When it comes to commemoration, March is a busy month on the local front. With International Women’s Day and Independence Day close to each other, opportunities are well taken by one and all to share opinions on same. In parallel, it is also a known fact that past those special days, except for the truly invested, everyone goes back to their business and the feminist and patriotic fibres are locked up, to be used the following year, during the same period.

The one commemoration day is beneficial on numerous levels: it allows for awareness, an opportunity to go back to the historical roots of the celebration as well as an occasion to educate younger generations about same. It is a conversation generator, be it in homes, offices, schools, on social media, and in the media. On the flip side, it is also an opportunity for recuperation by various groups: politicians, corporate companies and increasingly for commercial purposes.
Corporate companies have competed to showcase who is the better women employer and who is the best patriot, through their social media platforms. It seems that as years go by, the competition intensifies with the respective marketing teams coming up with the most original social media concept for these celebrations. With discounts in spas, roses being offered to women in the workplace, and women being pampered on International Women’s Day and the number of merchandises being sold for Independence Day, the essence of the celebrations might gradually be lost, and become similar to Mothers’ Day and Valentine’s Day.

On the occasion of International Women’s Day, politicians have delivered the perfunctory discourse “de circonstance” which ranged from the inclusion of women in politics (like we’ve never heard that before) to the blatant asking of votes for the coming elections, to the proposal of 9 months maternity leave, only to be ridiculously retracted a couple of days later. For Independence Day, they encouraged “unity in diversity” while shamelessly engaging into sectarian politics every other day.

For the reasons above, an important question begs itself: what is done from one commemoration day to the other? Is being patriot or a supporter of women limited to one day? What actions are carried out throughout the year to sustain such actions? How far do corporate companies go to make the workplace a better support system for pregnant or lactating women, or parents in general, all year round? How inclusive are corporate companies with regard to the employment of the disabled, the elimination of racial and gender prejudice and discrimination? What is being done on the political front without reducing women to a quota that needs to be respected?

The real challenge, in fact, lies with the emerging generation. They are being exposed to all these discourses and will only make what they are taught and perceive of them.
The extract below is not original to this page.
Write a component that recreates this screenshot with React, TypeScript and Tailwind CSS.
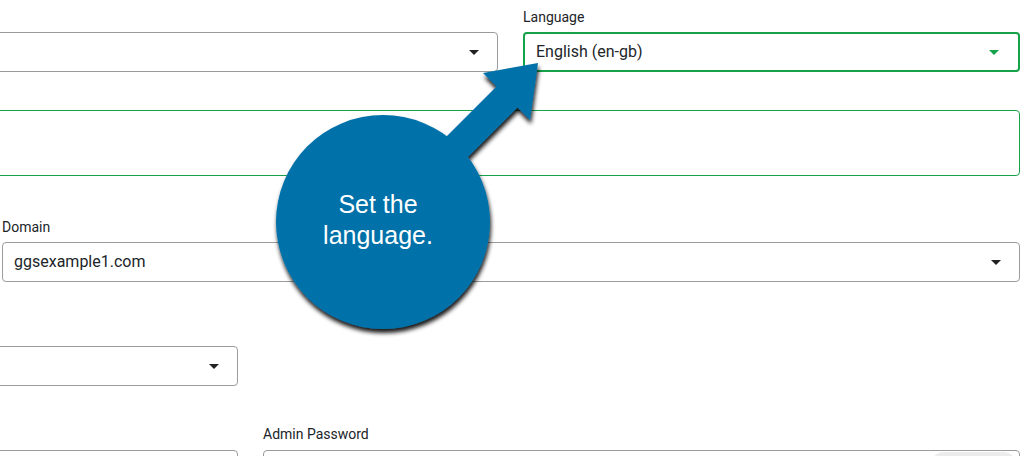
import React from "react";

const Caret = ({ green }: { green?: boolean }) => (
  <span
    className={`block w-0 h-0 border-l-[5px] border-r-[5px] border-t-[5px] border-l-transparent border-r-transparent ${
      green ? "border-t-[#15a34a]" : "border-t-[#222222]"
    }`}
  />
);

const Select = ({
  value,
  green,
  className = "",
}: {
  value?: string;
  green?: boolean;
  className?: string;
}) => (
  <div
    className={`flex items-center justify-between h-[40px] rounded-[4px] bg-white ${
      green ? "border-2 border-[#15a34a] pl-[11px] pr-[19px]" : "border border-[#9b9b9b] pl-[11px] pr-[18px]"
    } ${className}`}
  >
    <span className="text-[16px] text-[#212529] leading-none">{value}</span>
    <Caret green={green} />
  </div>
);

const Label = ({ text }: { text?: string }) => (
  <div className="h-5 mb-[5px] text-[14px] leading-5 text-[#212529]">{text}</div>
);

export default function App() {
  return (
    <div className="relative w-[1024px] h-[456px] overflow-hidden bg-white font-['Roboto',sans-serif]">
      <div className="ml-[-40px] w-[1060px] pt-[7px]">
        {/* Row 1 */}
        <div className="flex gap-[25px]">
          <div className="flex-1">
            <Label />
            <Select />
          </div>
          <div className="w-[497px]">
            <Label text="Language" />
            <Select value="English (en-gb)" green />
          </div>
        </div>

        {/* Textarea */}
        <div className="mt-[38px] h-[66px] rounded-[4px] border border-[#15a34a]" />

        {/* Domain */}
        <div className="mt-[41px] pl-[42px]">
          <Label text="Domain" />
          <Select value="ggsexample1.com" />
        </div>

        {/* Row 4 */}
        <div className="mt-[39px]">
          <Label />
          <Select className="w-[278px]" />
        </div>

        {/* Row 5 */}
        <div className="mt-[38px] flex gap-[25px]">
          <div className="w-[278px]">
            <div className="h-5 mb-[6px]" />
            <div className="h-[40px] rounded-[4px] border border-[#9b9b9b]" />
          </div>
          <div className="flex-1">
            <div className="h-5 mb-[6px] text-[14px] leading-5 text-[#212529]">Admin Password</div>
            <div className="relative h-[40px] rounded-[4px] border border-[#9b9b9b]">
              <div className="absolute top-[1px] right-[2px] h-[36px] w-[87px] rounded-[14px] bg-[#ececec]" />
            </div>
          </div>
        </div>
      </div>

      {/* Callout overlay */}
      <svg
        className="absolute left-0 top-0 pointer-events-none"
        width="1024"
        height="456"
        viewBox="0 0 1024 456"
      >
        <defs>
          <filter id="sh" x="-20%" y="-20%" width="140%" height="140%">
            <feDropShadow dx="1" dy="4" stdDeviation="2.2" floodColor="#000" floodOpacity="0.9" />
          </filter>
        </defs>
        <g filter="url(#sh)" fill="#0171a9">
          <circle cx="383" cy="222" r="107" />
          <polygon points="372,211 496.5,86.5 483,73 538,63 530,120 517.5,107.5 393,232" />
        </g>
      </svg>
      <div className="absolute left-[283px] top-[189px] w-[190px] text-center text-white text-[25px] leading-[31px] font-['Liberation_Sans',Arial,sans-serif]">
        Set the
        <br />
        language.
      </div>
    </div>
  );
}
Which is why, it is all the more important to start conversations on the importance of and the roots of these commemorative days and turn these conversations into everyday actions, undertaken by young and old, collectively. Once these actions become part of everyday life, it is only a matter of time before patriotism and gender equality and respect become the norm and not limited to special commemorative days to be recuperated by self-serving agendas.